The average replicabilty estimate for z-values between 2 and 2.5 is only 33%. This means that researchers are unlikely to obtain a significant result, if they attempted an exact replication study of one of these findings. More important, it means that p-values adjusted for publication bias are well above p > .05. Even z-scores in the 2.5 to 3 band average only a replicabilty estimate of 46%. This means that only z-scores greater than 3 produce significant results after the correction for publication bias is applied.
Non-Significance Does Not Mean Null-Effect
It is important to realize that a non-significant result does not mean that there is no effect. Is simply means that the signal to noise ratio is too weak to infer that an effect was present. it is entirely possible that Ayelet Fishbach made theoretically correct predictions. However, to provide evidence for her hypotheses, she conducted studies with a high failure rate and many of these studies failed to support her hypotheses. These failures were not reported but they have to be taken into account in the assessment of the risk of a false discovery.
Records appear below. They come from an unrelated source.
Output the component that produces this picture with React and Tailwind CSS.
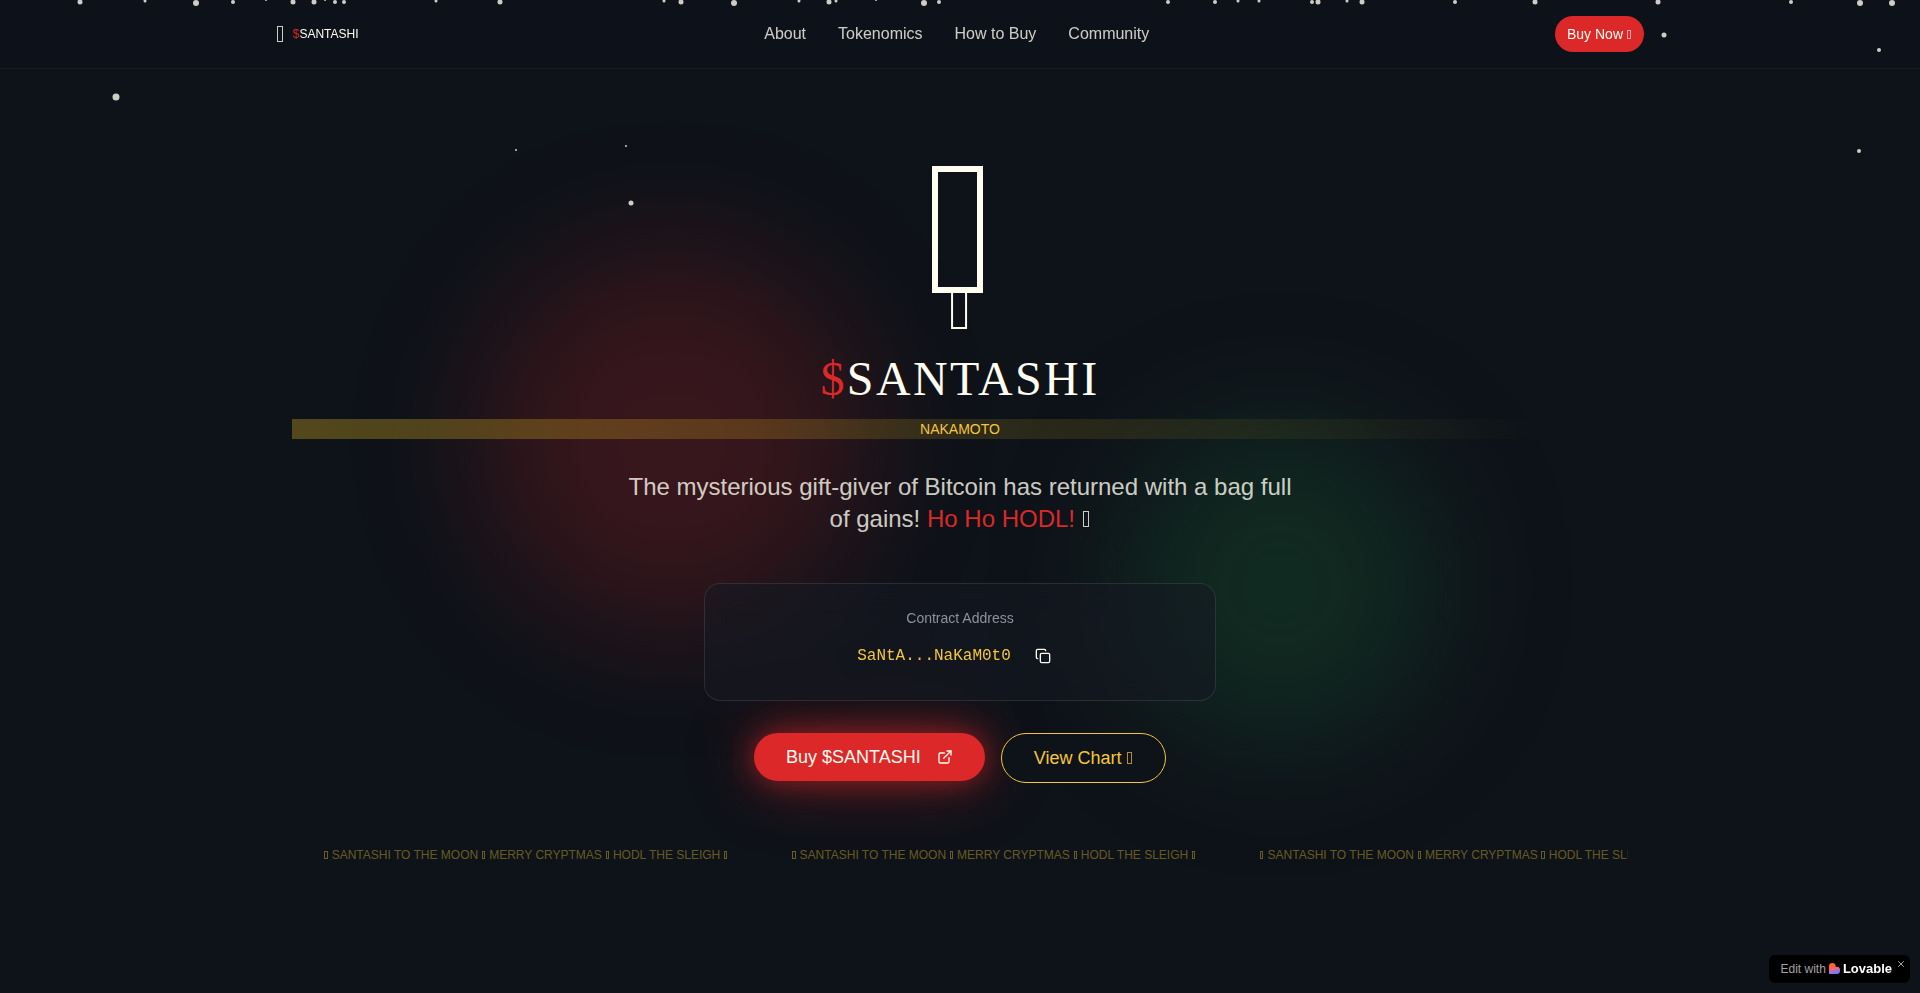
import React from 'react';
import { Copy, ExternalLink, X } from 'lucide-react';

const navLinks = [
  { label: 'About', href: '#about' },
  { label: 'Tokenomics', href: '#tokenomics' },
  { label: 'How to Buy', href: '#how-to-buy' },
  { label: 'Community', href: '#community' },
];

// [center x in % of the width, center y in px, size in px]
const snowflakes = [
  [4.17, 2, 5], [7.55, 1, 3], [10.2, 3, 6], [12.13, 2, 4], [13.85, 0, 2],
  [15.28, 2, 5], [16.38, 2, 5], [16.93, 0, 2], [17.45, 2, 4], [17.92, 2, 4],
  [22.71, 1, 3], [26.04, 2, 5], [34.6, 1, 3], [35.49, 2, 5], [38.23, 3, 6],
  [41.6, 1, 3], [43.2, 2, 5], [43.52, 1, 3], [45.6, 0, 2], [48.12, 3, 6],
  [48.9, 2, 4], [60.83, 2, 4], [63.28, 2, 4], [64.48, 1, 3], [65.57, 1, 3],
  [68.33, 2, 4], [68.62, 2, 5], [70.16, 1, 3], [70.94, 2, 5], [75.78, 2, 4],
  [79.97, 2, 5], [86.33, 2, 5], [93.28, 2, 4], [96.88, 3, 6], [98.54, 3, 6],
  [86.65, 35, 5], [97.86, 50, 4], [6.02, 97, 7], [26.88, 150, 2],
  [32.6, 146, 2], [32.86, 203, 5], [96.82, 151, 4],
];

// Narrow box symbol, scales with the surrounding text
const Symbol = () => (
  <span
    aria-hidden="true"
    className="ml-[0.035em] mr-[0.065em] inline-block h-[0.66em] w-[0.265em] border-[max(1px,0.034em)] border-current"
  />
);

const Snowfall = () => (
  <div className="fixed inset-0 z-50 overflow-hidden pointer-events-none" aria-hidden="true">
    {snowflakes.map(([x, y, size], i) => (
      <span
        key={i}
        className="absolute -translate-x-1/2 -translate-y-1/2 rounded-full bg-[#fffdf0]/80"
        style={{ left: `${x}%`, top: y, width: size, height: size }}
      />
    ))}
  </div>
);

const Navbar = () => (
  <nav className="fixed inset-x-0 top-0 z-40 border-b border-[#181e29] bg-[#0e1219]/80 backdrop-blur-md">
    <div className="mx-auto flex max-w-[1400px] items-center justify-between px-4 py-4">
      <a href="#home" className="flex items-center gap-2">
        <span className="text-2xl leading-8 text-[#fffdf0]/80"><Symbol /></span>
        <span className="text-xs">
          <span className="text-[#dc2828]">$</span>SANTASHI
        </span>
      </a>
      <div className="flex items-center gap-8">
        {navLinks.map((link) => (
          <a key={link.href} href={link.href} className="text-[#fffdf0]/80 hover:text-[#f5c63c]">
            {link.label}
          </a>
        ))}
      </div>
      <button className="h-9 rounded-full bg-[#dc2828] px-3 text-sm hover:bg-red-700">
        Buy Now <span className="opacity-60"><Symbol /></span>
      </button>
    </div>
  </nav>
);

const ContractCard = () => (
  <div className="mx-auto mb-8 w-full max-w-lg rounded-2xl border border-white/10 bg-[#161922]/55 p-6 backdrop-blur-lg">
    <p className="mb-2 text-sm text-[#8b93a1]">Contract Address</p>
    <div className="flex items-center justify-center gap-3">
      <code className="font-['Liberation_Mono',monospace] text-base text-[#f5c63c]">SaNtA...NaKaM0t0</code>
      <button aria-label="Copy address" className="flex h-10 w-10 items-center justify-center rounded-md hover:bg-white/10">
        <Copy className="h-4 w-4" />
      </button>
    </div>
  </div>
);

const Ticker = () => (
  <div className="mt-16 flex overflow-hidden whitespace-nowrap text-xs text-[#f5d030]/40">
    {[0, 1, 2].map((i) => (
      <span key={i} className="mx-8 shrink-0">
        <Symbol /> SANTASHI TO THE MOON <Symbol /> MERRY CRYPTMAS <Symbol /> HODL THE SLEIGH <Symbol />
      </span>
    ))}
  </div>
);

const Hero = () => (
  <section id="home" className="relative flex min-h-screen items-center justify-center overflow-hidden">
    <div className="absolute left-1/4 top-1/4 h-96 w-96 rounded-full bg-[#dc2828]/20 blur-3xl" />
    <div className="absolute bottom-1/4 right-1/4 h-80 w-80 rounded-full bg-[#166534]/30 blur-3xl" />

    <div className="relative w-full max-w-[1400px] px-8 text-center">
      <div className="relative mb-8">
        <div className="text-[192px] leading-none"><Symbol /></div>
        <div className="absolute -bottom-4 left-1/2 -translate-x-1/2 text-6xl"><Symbol /></div>
      </div>

      <h1 className="mb-4 font-['Liberation_Serif',serif] text-5xl tracking-wider">
        <span className="text-[#dc2828]">$</span>SANTASHI
      </h1>
      <p className="mb-8 bg-linear-to-r from-[#f5c820]/30 to-transparent to-95% text-sm text-[#f5c63c]">NAKAMOTO</p>

      <p className="mx-auto mb-12 max-w-2xl text-2xl text-[#fffdf0]/80">
        The mysterious gift-giver of Bitcoin has returned with a bag full of gains!{' '}
        <span className="text-[#dc2828]">Ho Ho HODL!</span> <Symbol />
      </p>

      <ContractCard />

      <div className="flex items-start justify-center gap-4">
        <button className="flex h-12 items-center gap-4 rounded-full bg-[#dc2828] px-8 text-lg shadow-[0_0_30px_rgba(220,40,40,0.6),0_0_70px_rgba(220,40,40,0.4)]">
          Buy $SANTASHI
          <ExternalLink className="h-4 w-4" />
        </button>
        <button className="rounded-full border border-[#f5c63c] bg-[#0e1219] px-8 py-2.5 text-lg text-[#f5c63c]">
          View Chart <span className="opacity-70"><Symbol /></span>
        </button>
      </div>

      <Ticker />
    </div>
  </section>
);

const LovableBadge = () => (
  <div className="fixed bottom-2.5 right-2.5 z-50 flex h-7 items-center rounded-md bg-black pl-3 pr-1 text-xs">
    <a href="#lovable" className="flex items-center gap-[3px]">
      <span className="text-[#a3a3a3]">Edit with</span>
      <svg viewBox="0 0 20 20" className="h-[11px] w-[11px]">
        <defs>
          <linearGradient id="heart" x1="0.3" y1="0" x2="0.6" y2="1">
            <stop offset="0.25" stopColor="#ff6a1f" />
            <stop offset="0.55" stopColor="#f4628c" />
            <stop offset="0.9" stopColor="#6d7cff" />
          </linearGradient>
        </defs>
        <path d="M0 6a6 6 0 0 1 12 0v1h2a6 6 0 0 1 6 6v1a6 6 0 0 1-6 6H0z" fill="url(#heart)" />
      </svg>
      <span className="text-[13px] font-bold text-white">Lovable</span>
    </a>
    <button aria-label="Close" className="ml-1 self-start pt-1 text-[#c4c4c4]">
      <X className="h-2.5 w-2.5" />
    </button>
  </div>
);

const App = () => (
  <main className="min-h-screen bg-[#0e1219] font-['Liberation_Sans',sans-serif] text-[#fffdf0]">
    <Snowfall />
    <Navbar />
    <Hero />
    <LovableBadge />
  </main>
);

export default App;
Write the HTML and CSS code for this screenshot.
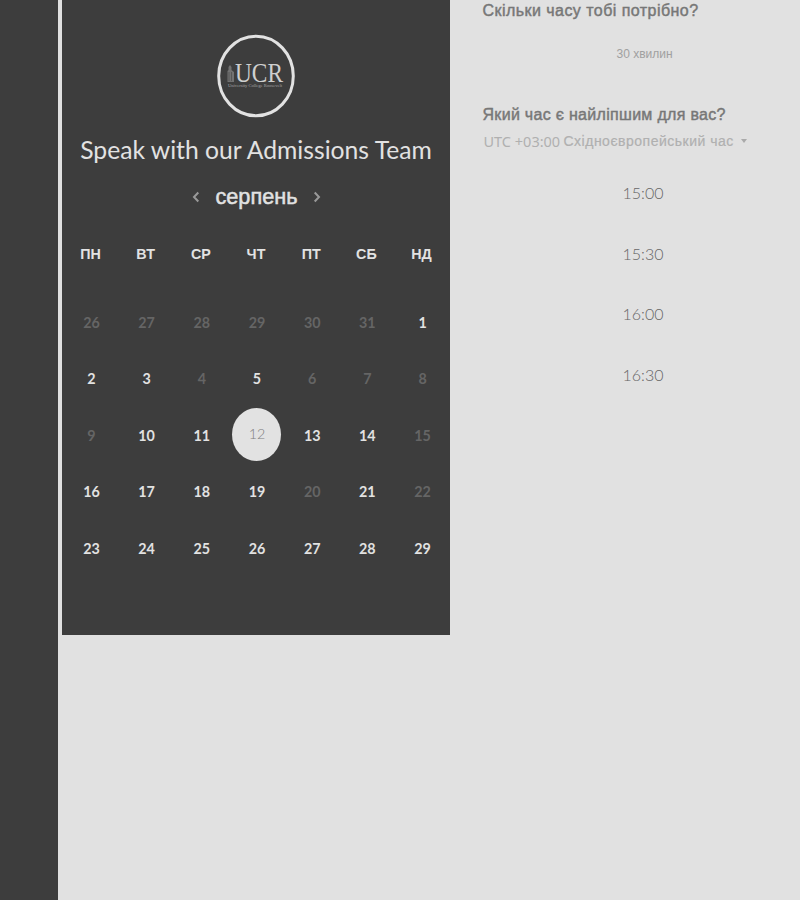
FILE: index.html
```html
<!DOCTYPE html>
<html lang="uk">
<head>
<meta charset="utf-8">
<title>Speak with our Admissions Team</title>
<link rel="stylesheet" href="styles.css">
</head>
<body>
<div class="page">
  <aside class="rail"></aside>
  <main class="card">
    <svg class="logo" width="78" height="84" viewBox="0 0 78 84">
      <ellipse cx="39" cy="42" rx="37.3" ry="39.8" fill="none" stroke="#e2e2e2" stroke-width="3"/>
      <path d="M10.500 48V37l1-1v-3l1.500-2v-4v4l1.500 2v3l2.500 2v10z" fill="#727272"/>
      <path d="M12 38v9M14.500 38v9" stroke="#4c4c4c" stroke-width=".7"/>
      <text class="logo-name" x="18" y="48" textLength="48" lengthAdjust="spacingAndGlyphs">UCR</text>
      <text class="logo-sub" x="11" y="53" textLength="54" lengthAdjust="spacingAndGlyphs">University College Roosevelt</text>
    </svg>
    <h1 class="title">Speak with our Admissions Team</h1>
    <div class="month">
      <svg width="8" height="12" viewBox="0 0 8 12"><path d="M6.300 1.500 2 6l4.300 4.500"/></svg>
      <span class="month-name">серпень</span>
      <svg width="8" height="12" viewBox="0 0 8 12"><path d="M1.700 1.500 6 6l-4.300 4.500"/></svg>
    </div>
    <div class="weekdays"><span>ПН</span><span>ВТ</span><span>СР</span><span>ЧТ</span><span>ПТ</span><span>СБ</span><span>НД</span></div>
    <div class="days">
      <span class="off">26</span><span class="off">27</span><span class="off">28</span><span class="off">29</span><span class="off">30</span><span class="off">31</span><span>1</span>
      <span>2</span><span>3</span><span class="off">4</span><span>5</span><span class="off">6</span><span class="off">7</span><span class="off">8</span>
      <span class="off">9</span><span>10</span><span>11</span><span class="picked">12</span><span>13</span><span>14</span><span class="off">15</span>
      <span>16</span><span>17</span><span>18</span><span>19</span><span class="off">20</span><span>21</span><span class="off">22</span>
      <span>23</span><span>24</span><span>25</span><span>26</span><span>27</span><span>28</span><span>29</span>
    </div>
  </main>
  <section class="options">
    <h2 class="question length">Скільки часу тобі потрібно?</h2>
    <div class="duration">30 хвилин</div>
    <h2 class="question when">Який час є найліпшим для вас?</h2>
    <div class="zone"><span class="utc">UTC +03:00</span><span class="zone-name">Східноєвропейський час</span><i class="caret"></i></div>
    <div class="times"><span>15:00</span><span>15:30</span><span>16:00</span><span>16:30</span></div>
  </section>
</div>
</body>
</html>
```
FILE: styles.css
```css
* { box-sizing: border-box; }
body { margin: 0; background: #e1e1e1; font-family: "Liberation Sans", sans-serif; }
.page { display: flex; height: 900px; overflow: hidden; white-space: nowrap; }
.rail { flex: none; width: 58px; background: #3d3d3d; }
.card { flex: none; width: 388px; height: 635px; margin-left: 4px; padding-top: 34px; background: #3d3d3d; color: #e2e2e2; display: flex; flex-direction: column; align-items: center; }
.logo { display: block; flex: none; }
.logo-name { font: 27px "Liberation Serif", serif; fill: #cfcfcf; }
.logo-sub { font: 4px "Liberation Serif", serif; fill: #a5a5a5; }
.title { margin: 15px 0 0; font: 400 24.700px/34px Lato, sans-serif; }
.month { display: flex; align-items: center; gap: 15.500px; height: 30px; margin-top: 14px; padding: 1px 0 0 1px; }
.month svg { fill: none; stroke: #999; stroke-width: 2; }
.month-name { font-size: 21.700px; line-height: 30px; -webkit-text-stroke: .5px #e2e2e2; }
.weekdays, .days { display: grid; grid-template-columns: repeat(7, 55.200px); justify-items: center; align-items: center; }
.weekdays { margin-top: 33px; height: 20px; font-size: 14.300px; font-weight: 700; }
.days { margin-top: 30px; padding-left: 2px; grid-auto-rows: 56.500px; font: 700 14.300px Lato, sans-serif; }
.off { color: #656565; }
.picked { width: 49px; height: 53px; margin: -2px 2px 0 0; border-radius: 50%; background: #e2e2e2; color: #808080; font-weight: 300; line-height: 52px; text-align: center; padding-left: 2px; }
.options { flex: 1; padding-left: 32.500px; color: #777; }
.question { margin: 0; font-size: 16px; line-height: 20px; font-weight: 400; -webkit-text-stroke: .45px #777; letter-spacing: .3px; }
.length { padding-top: 1px; letter-spacing: .45px; }
.duration { margin-top: 23px; width: 324px; text-align: center; font-size: 12px; line-height: 20px; color: #a0a0a0; }
.when { margin-top: 41px; }
.zone { display: flex; align-items: center; height: 20px; margin-top: 6px; padding-left: 1px; color: #b0b0b0; font-size: 14px; }
.utc { width: 80px; font: 14.500px "Noto Sans", sans-serif; }
.zone-name { letter-spacing: .5px; -webkit-text-stroke: .2px #b0b0b0; }
.caret { margin-left: 7px; border: 3px solid transparent; border-top: 4px solid #aaa; border-bottom: 0; }
.times { display: grid; grid-auto-rows: 60.700px; align-items: center; margin-top: 11px; width: 321px; text-align: center; font: 300 16px Lato, sans-serif; color: #666; }
```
A p-value of .05 is only meaningful in the context of the number of attempts that have been made. Nominally a p-value of .03 may appear to be the same across statistical analysis. But the real evidential value of a p-value is not equivalent. Using powergraphs to equate evidentival value, a p-value of .05 published by Marcel Zeelenberg is equivalent to a p-value of .005 (z = 2.8) published by Ayelet Fischbach.
The Influence of Questionable Research Practices
Powergraphs assume that an excessive number of significant results is caused by publication bias. However, questionable research practices also contribute to the reporting of mostly successful results. Replicability estimates and the p-value ajdustment for publication bias may itself be biased by the use of QRPs. Unfortunately, this effect is difficult to predict because different QRPs have different effects on replicability estimates. Some QRPs will lead to an overcorrection. Although this creates uncertainty about the right amount of adjustment, a stronger adjustment may have the advantage that it could deter researchers from using QRPs because it would undermine the credibility of their published results.
Over the past five years, psychologists have contemplated ways to improve the credibitliy and replicability of published results. So far, these ideas have yet to show a notable effect on replicability (Schimmack, 2017). One reason is that the incentive structure rewards number of publications and replicability is not considered in the review process. Reviewers and editors treat all p-values as equal, when they are not. The ability to adjust p-values based on the true evidential value that they provide may help to change this. Journals may lose their impact once readers adjust p-values and realize that many nominally significant result are actually not statistically significant after taking publication bias into account.